Count how many lines of the material below have the word "component" and give only the number.

# # # # #

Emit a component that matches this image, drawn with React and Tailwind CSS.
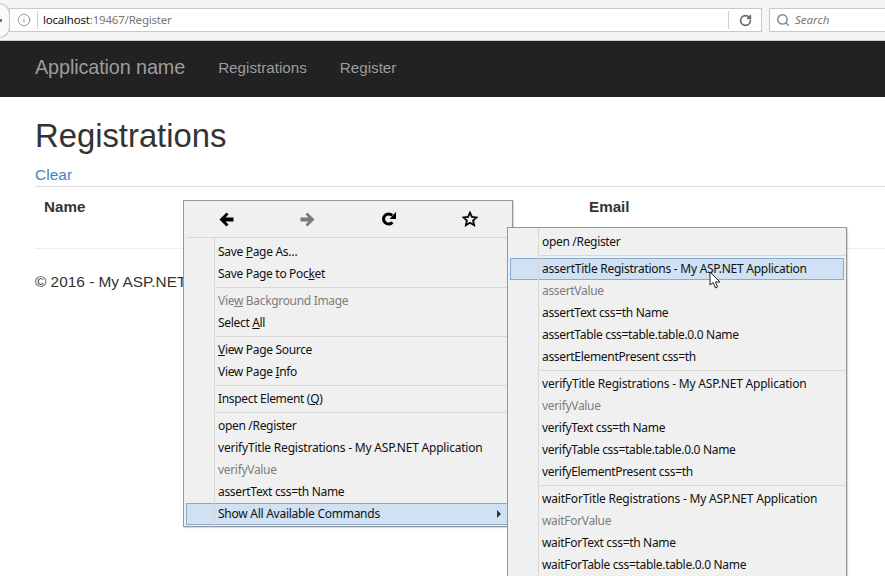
import { RotateCw, Search, Info } from 'lucide-react';

function Item({ children, muted, title }) {
  return (
    <div className={`h-[22px] flex items-center pl-[34px] pr-[8px] text-[12px] whitespace-nowrap ${title ? 'tracking-[-0.2px]' : 'tracking-[-0.32px]'} ${muted ? 'text-[#7d7d7d]' : 'text-[#111]'}`}>
      <span>{children}</span>
    </div>
  );
}

function ActiveItem({ children, arrow }) {
  return (
    <div className="h-[22px] mx-[2px] flex items-center justify-between pl-[31px] pr-[8px] text-[12px] tracking-[-0.26px] whitespace-nowrap text-[#111] bg-[#cfe1f3] border border-[#83abd3]">
      <span>{children}</span>
      {arrow && <span className="w-0 h-0 border-y-[4px] border-y-transparent border-l-[4px] border-l-[#333]"></span>}
    </div>
  );
}

function Sep() {
  return <div className="h-[1px] bg-[#d8d8d8] ml-[30px] my-[2px]"></div>;
}

function BackIcon() {
  return (
    <svg width="15" height="15" viewBox="0 0 15 15" fill="#000">
      <path d="M0.5 7.5 L7.5 0.5 L9.5 2.5 L6.5 5.5 L14.5 5.5 L14.5 9.5 L6.5 9.5 L9.5 12.5 L7.5 14.5 Z" />
    </svg>
  );
}

function ForwardIcon() {
  return (
    <svg width="15" height="15" viewBox="0 0 15 15" fill="#7b7b7b">
      <path d="M14.5 7.5 L7.5 0.5 L5.5 2.5 L8.5 5.5 L0.5 5.5 L0.5 9.5 L8.5 9.5 L5.5 12.5 L7.5 14.5 Z" />
    </svg>
  );
}

function ReloadIcon() {
  return (
    <svg width="16" height="16" viewBox="0 0 16 16">
      <path d="M11.4 11.2 A5 5 0 1 1 11.2 4.6" fill="none" stroke="#000" strokeWidth="3" />
      <path d="M15 1 L15 8 L8.5 8 Z" fill="#000" />
    </svg>
  );
}

function StarIcon() {
  return (
    <svg width="16" height="16" viewBox="0 0 16 16">
      <path d="M8 1.6 L9.9 5.9 L14.6 6.4 L11.1 9.5 L12.1 14.2 L8 11.8 L3.9 14.2 L4.9 9.5 L1.4 6.4 L6.1 5.9 Z" fill="none" stroke="#000" strokeWidth="1.8" strokeLinejoin="miter" />
    </svg>
  );
}

export default function App() {
  return (
    <div className="relative w-[885px] h-[576px] overflow-hidden bg-white font-['Liberation_Sans',sans-serif] text-[#333]">
      {/* browser toolbar */}
      <div className="h-[41px] bg-[#f5f5f6] border-b border-[#cfcfcf] flex items-center">
        <div className="w-[11px] h-[35px] -ml-[1px] rounded-r-full border border-[#c4c4c4] bg-[#fafafa] shrink-0 flex items-center">
          <div className="w-[2px] h-[3px] bg-[#777]"></div>
        </div>
        <div className="-ml-[1px] w-[753px] h-[24px] bg-white border border-[#c9c9c9] flex items-center shrink-0">
          <Info className="w-[14px] h-[14px] ml-[7px] text-[#8d8d8d]" strokeWidth={1.5} />
          <div className="w-px h-[18px] bg-[#cfcfcf] ml-[6px]"></div>
          <span className="ml-[5px] text-[11.5px] font-['Noto_Sans',sans-serif] tracking-[-0.2px] text-[#111]">localhost<span className="text-[#777]">:19467/Register</span></span>
          <div className="ml-auto w-px h-[18px] bg-[#cfcfcf]"></div>
          <div className="w-[32px] flex justify-center">
            <RotateCw className="w-[13px] h-[13px] text-[#666]" strokeWidth={3} />
          </div>
        </div>
        <div className="ml-[7px] flex-1 h-[24px] bg-white border border-r-0 border-[#c9c9c9] flex items-center">
          <Search className="w-[14px] h-[14px] ml-[6px] text-[#888]" strokeWidth={2.5} />
          <span className="ml-[5px] text-[11.5px] italic font-['Noto_Sans',sans-serif] text-[#777]">Search</span>
        </div>
      </div>

      {/* navbar */}
      <div className="h-[56px] bg-[#222] flex items-center pl-[35px] pb-[2px]">
        <span className="text-[19.8px] text-[#9d9d9d] tracking-[-0.1px]">Application name</span>
        <span className="ml-[33px] text-[15.2px] text-[#9d9d9d]">Registrations</span>
        <span className="ml-[33px] text-[15.2px] text-[#9d9d9d]">Register</span>
      </div>

      {/* page body */}
      <div className="pl-[35px]">
        <h1 className="mt-[20px] text-[32.8px] leading-[38px]">Registrations</h1>
        <a className="block mt-[11px] text-[15.5px] leading-[18px] text-[#3f84c0]">Clear</a>
        <div className="mt-[2px] border-t border-[#ddd] h-[62px] flex pt-[11px] text-[15.2px] font-bold leading-[18px]">
          <span className="ml-[9px] w-[545px]">Name</span>
          <span>Email</span>
        </div>
        <div className="border-t border-[#eee] pt-[24px] text-[15.4px] leading-[18px]">© 2016 - My ASP.NET Application</div>
      </div>

      {/* context menu */}
      <div className="absolute left-[183px] top-[200px] w-[330px] h-[327px] bg-[#f0f0f0] border border-[#979797] font-['Noto_Sans',sans-serif] shadow-[1px_1px_1px_rgba(0,0,0,0.15)]">
        <div className="absolute left-[30px] top-[37px] bottom-0 w-px bg-[#d8d8d8]"></div>
        <div className="h-[37px] grid grid-cols-[81px_81px_81px_81px] justify-items-center items-center border-b border-[#d8d8d8] mx-[2px]">
          <BackIcon />
          <ForwardIcon />
          <ReloadIcon />
          <StarIcon />
        </div>
        <div className="pt-[3px]">
          <Item>Save <u>P</u>age As…</Item>
          <Item>Save Page to Poc<u>k</u>et</Item>
          <Sep />
          <Item muted>Vie<u>w</u> Background Image</Item>
          <Item>Select <u>A</u>ll</Item>
          <Sep />
          <Item><u>V</u>iew Page Source</Item>
          <Item>View Page <u>I</u>nfo</Item>
          <Sep />
          <Item>Inspect Element (<u>Q</u>)</Item>
          <Sep />
          <Item>open /Register</Item>
          <Item title>verifyTitle Registrations - My ASP.NET Application</Item>
          <Item muted>verifyValue</Item>
          <Item>assertText css=th Name</Item>
          <ActiveItem arrow>Show All Available Commands</ActiveItem>
        </div>
      </div>

      {/* submenu */}
      <div className="absolute left-[507px] top-[227px] w-[340px] h-[360px] bg-[#f0f0f0] border border-[#979797] font-['Noto_Sans',sans-serif] pt-[3px] shadow-[1px_1px_1px_rgba(0,0,0,0.15)]">
        <div className="absolute left-[30px] top-0 bottom-0 w-px bg-[#d8d8d8]"></div>
        <Item>open /Register</Item>
        <Sep />
        <ActiveItem>assertTitle Registrations - My ASP.NET Application</ActiveItem>
        <Item muted>assertValue</Item>
        <Item>assertText css=th Name</Item>
        <Item>assertTable css=table.table.0.0 Name</Item>
        <Item>assertElementPresent css=th</Item>
        <Sep />
        <Item title>verifyTitle Registrations - My ASP.NET Application</Item>
        <Item muted>verifyValue</Item>
        <Item>verifyText css=th Name</Item>
        <Item>verifyTable css=table.table.0.0 Name</Item>
        <Item>verifyElementPresent css=th</Item>
        <Sep />
        <Item title>waitForTitle Registrations - My ASP.NET Application</Item>
        <Item muted>waitForValue</Item>
        <Item>waitForText css=th Name</Item>
        <Item>waitForTable css=table.table.0.0 Name</Item>
      </div>

      {/* mouse cursor */}
      <svg className="absolute left-[709px] top-[271px]" width="13" height="19" viewBox="0 0 13 19">
        <path d="M1 1 L1 14 L4 11.5 L6.5 17 L8.5 16 L6.5 11 L11 11 Z" fill="#fff" stroke="#222" strokeWidth="1" strokeLinejoin="round" />
      </svg>
    </div>
  );
}
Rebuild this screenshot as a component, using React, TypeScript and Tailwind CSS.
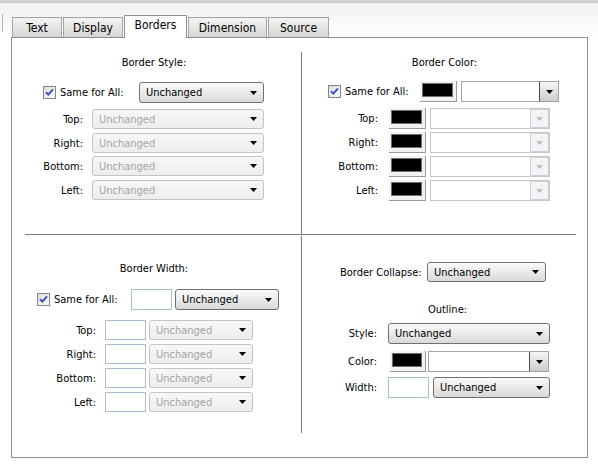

# # # # #

→ WRITTEN RESPONSE
2